Esos dos catalanismos llevan casi dos siglos en pugna en Cataluña, vindicando una misma identidad para nada idéntica. Uno concibe Cataluña organizada en torno a valores de civilidad aceptables para cada segmento social diferenciado en sus propios términos. El otro querría una Cataluña dotada de una personalidad unitaria en la que no cabrían quienes la desacaten o desmientan. Una Cataluña cuyo horizonte es la cohesión enfrentada a otra obsesionada por la coherencia.
De estas dos vías de acceso a la identidad nacional catalana derivan, hoy, dos actitudes frente a la cuestión migratoria. Aceptando las zonas de sombra y los encabalgamientos entre uno y otro, el catalanismo reaccionario considera que los llamados inmigrantes son una amenaza para la supervivencia de la nación, mientras que el progresista entiende que los llamados inmigrantes no se han de integrar en la cultura y la sociedad catalanas, puesto que ya las integran.
En el caso catalán, se confirmaría esta virtud seductora y mistificadora que tiene la identidad nacional para reducir cualquier dintel de complejidad
El papel de toda adhesión nacional es proveer de convicciones elementales y sentimientos primarios al servicio de la resolución de todo tipo de contenciosos por parte de sectores sociales y políticos con objetivos e intereses específicos, que pueden coincidir en el nombre de la patria que invocan. En el caso catalán, se confirmaría esta virtud seductora y mistificadora que tiene la identidad nacional –como cualquier otra identidad– para reducir cualquier dintel de complejidad, y, así, convertirse en método para otorgar sentido a cualquier acción emprendida, previa simplificación de las relaciones sociales involucradas. El nacionalismo catalán, en todas sus variantes, sería una muestra de esa versatilidad operacional de la identidad, como lo sería cualquier identidad que se le oponga.

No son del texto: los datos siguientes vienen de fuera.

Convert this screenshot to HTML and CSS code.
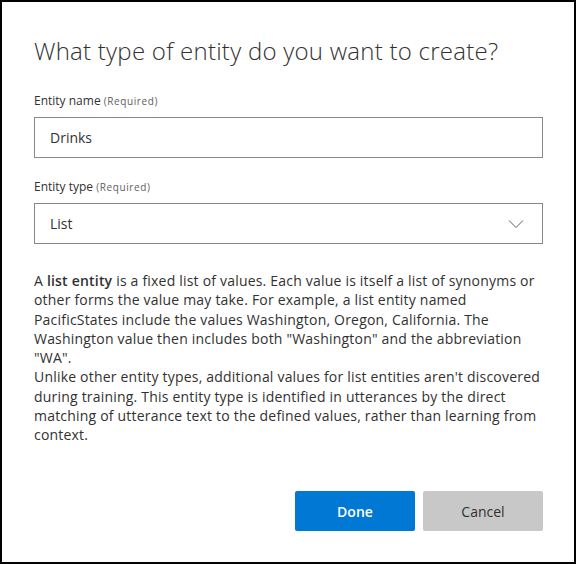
FILE: index.html
```html
<!DOCTYPE html>
<html lang="en">
<head>
<meta charset="utf-8">
<title>Create entity</title>
<link rel="stylesheet" href="styles.css">
</head>
<body>
<div class="dialog">
  <h1 class="title">What type of entity do you want to create?</h1>
  <div class="field">
    <label class="label">Entity name <span class="req">(Required)</span></label>
    <div class="box">Drinks</div>
  </div>
  <div class="field">
    <label class="label">Entity type <span class="req">(Required)</span></label>
    <div class="box select">
      <span>List</span>
      <svg class="chev" width="16" height="10" viewBox="0 0 16 10"><path d="M1 1.5 L8 8.5 L15 1.5" fill="none" stroke="#605e5c" stroke-width="1"/></svg>
    </div>
  </div>
  <div class="desc">
    <p>A <b>list entity</b> is a fixed list of values. Each value is itself a list of synonyms or other forms the value may take. For example, a list entity named PacificStates include the values Washington, Oregon, California. The Washington value then includes both "Washington" and the abbreviation "WA".</p>
    <p>Unlike other entity types, additional values for list entities aren't discovered during training. This entity type is identified in utterances by the direct matching of utterance text to the defined values, rather than learning from context.</p>
  </div>
  <div class="actions">
    <button class="btn primary">Done</button>
    <button class="btn secondary">Cancel</button>
  </div>
</div>
</body>
</html>
```

FILE: styles.css
```css
html, body {
  margin: 0;
  padding: 0;
  background: #fff;
}
.dialog {
  box-sizing: border-box;
  width: 576px;
  height: 564px;
  border: 2px solid #000;
  padding: 0 31px 0 32px;
  display: flex;
  flex-direction: column;
  font-family: "Open Sans", "Noto Sans", sans-serif;
  color: #323130;
}
.title {
  margin: 33px 0 0 0;
  font-size: 24px;
  font-weight: 300;
  line-height: 32px;
  letter-spacing: 0.25px;
  color: #323130;
}
.field {
  display: flex;
  flex-direction: column;
}
.field:first-of-type {
  margin-top: 26px;
}
.field + .field {
  margin-top: 21px;
}
.label {
  font-size: 12px;
  line-height: 16px;
  color: #323130;
  margin-bottom: 8px;
}
.req {
  font-size: 10px;
  letter-spacing: 0.6px;
  color: #605e5c;
}
.box {
  box-sizing: border-box;
  height: 41px;
  border: 1px solid #8a8886;
  padding: 0 15px;
  display: flex;
  align-items: center;
  font-size: 14px;
  color: #323130;
}
.select {
  justify-content: space-between;
  padding-right: 18px;
}
.desc {
  margin-top: 27px;
  font-size: 14px;
  line-height: 19.25px;
  letter-spacing: 0.2px;
  color: #323130;
}
.desc p {
  margin: 0;
}
.desc b {
  font-weight: 600;
}
.actions {
  margin-top: auto;
  margin-bottom: 31px;
  display: flex;
  justify-content: flex-end;
  gap: 8px;
}
.btn {
  width: 120px;
  height: 40px;
  border: none;
  border-radius: 2px;
  font-family: "Open Sans", "Noto Sans", sans-serif;
  font-size: 14px;
  font-weight: 600;
}
.primary {
  background: #0078d4;
  color: #fff;
}
.secondary {
  background: #c8c8c8;
  color: #323130;
  font-weight: 400;
}
```
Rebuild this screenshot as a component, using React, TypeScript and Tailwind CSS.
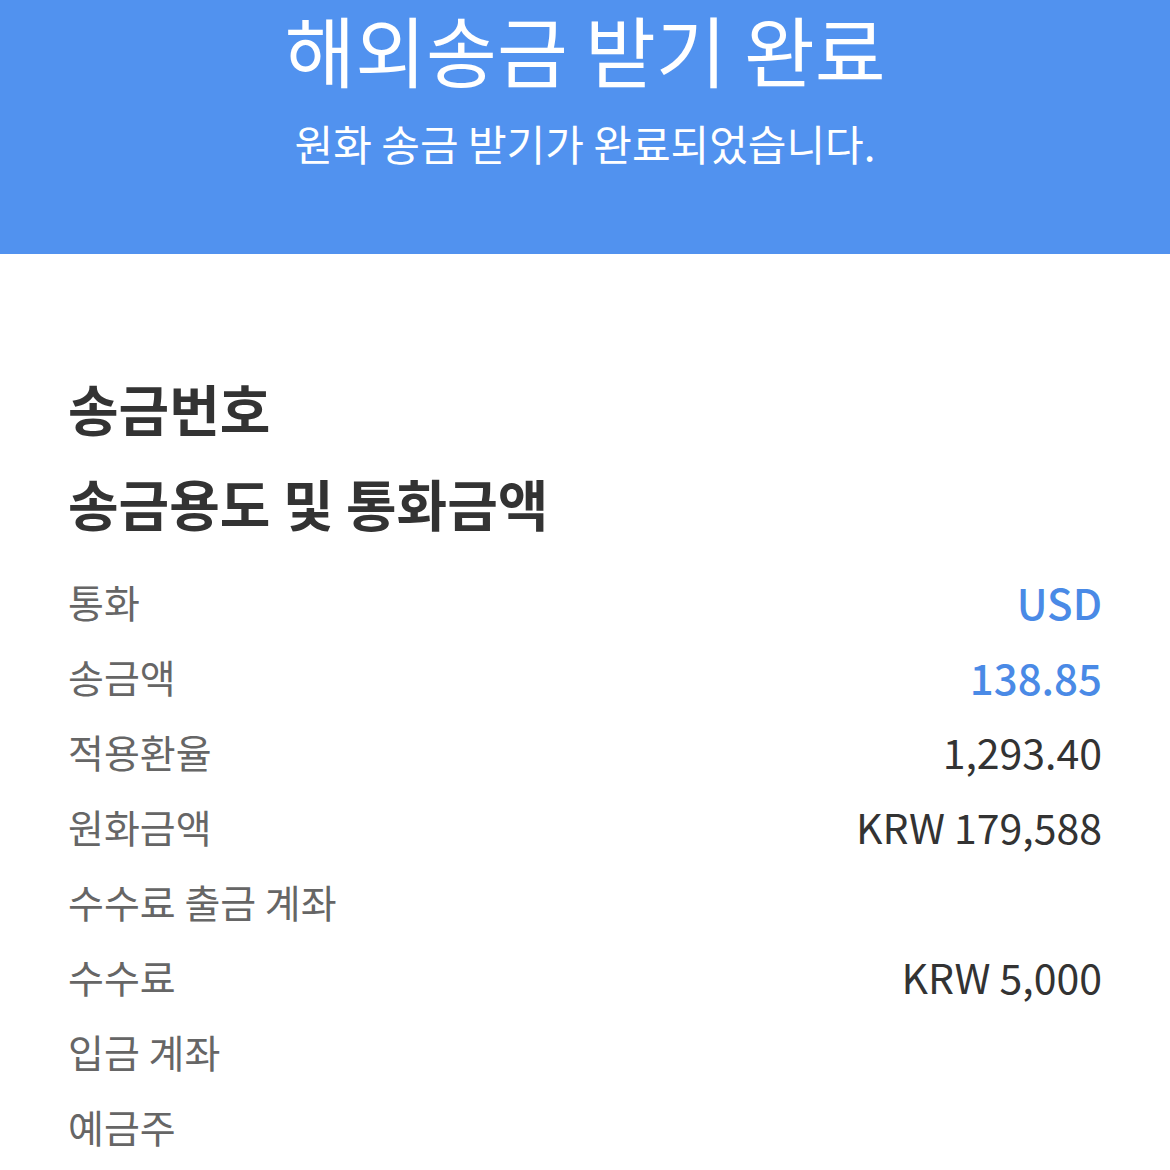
const rows: { label: string; value?: string; accent?: boolean }[] = [
  { label: "통화", value: "USD", accent: true },
  { label: "송금액", value: "138.85", accent: true },
  { label: "적용환율", value: "1,293.40" },
  { label: "원화금액", value: "KRW 179,588" },
  { label: "수수료 출금 계좌" },
  { label: "수수료", value: "KRW 5,000" },
  { label: "입금 계좌" },
  { label: "예금주" },
];

export default function App() {
  return (
    <div className="min-h-screen bg-white font-['Noto_Sans_CJK_KR',sans-serif]">
      <header className="flex h-[254px] flex-col items-center bg-[#5192ef] pt-[4px] text-white">
        <h1 className="text-[77px] leading-[90px] font-normal">해외송금 받기 완료</h1>
        <p className="text-[42px] leading-[98px]">원화 송금 받기가 완료되었습니다.</p>
      </header>

      <main className="px-[68px] pt-[106px]">
        <h2 className="text-[55px] leading-[95px] font-bold text-[#333]">송금번호</h2>
        <h2 className="text-[55px] leading-[95px] font-bold text-[#333]">송금용도 및 통화금액</h2>

        <dl className="mt-[14px]">
          {rows.map((r) => (
            <div key={r.label} className="flex items-center justify-between leading-[75px]">
              <dt className="text-[39px] text-[#666]">{r.label}</dt>
              <dd className={r.accent ? "text-[42px] font-medium text-[#4a8ae6]" : "text-[41px] text-[#333]"}>{r.value}</dd>
            </div>
          ))}
        </dl>
      </main>
    </div>
  );
}
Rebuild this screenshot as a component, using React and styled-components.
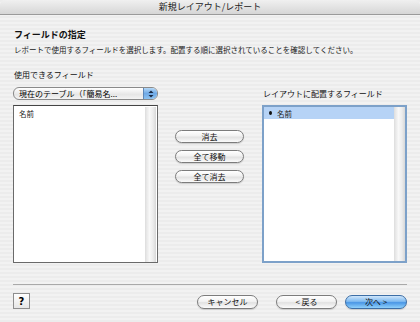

Insistamos en lo dicho. La identidad es indispensable, puesto que solo podemos pensarnos como la relación con esas otras identidades en las que, al mirarnos, generamos. La identidad, por tanto, es necesaria, cierto, pero no es nada en realidad, carece de sustancia puesto que puede alimentarse de cualquier cosa que convenga a su imaginario. Resulta de un entramado de conexiones y desconexiones de contenidos inconcretos y cambiantes, un recurso emocional sin forma o un rudimento, ideal lábil y adaptable, que puede servir y ha servido para legitimar desigualdades, pero también de ánimo e impulso para superarlas. Como todo mito, la identidad solo acepta versiones.
Resumiendo. Toda identidad nacional, como cualquier otra identidad, nace de una oposición con aquella o aquellas identidades que, al mismo tiempo, motiva. Sirve para establecer una distancia entre un ellos y un nosotros, un nosotros cuyos integrantes, a su vez, serán ordenados verticalmente en función del cálculo de la densidad, cantidad y calidad identitaria que cada uno ostente, siempre según quienes detenten la hegemonía entre los propios. En ello consiste la maldición identitaria de la que seguramente es imposible escapar: por definición, toda identidad es excluyente. Otra cosa es que seamos capaces de concebir y habilitar algunas de ellas que lo sean lo menos posible.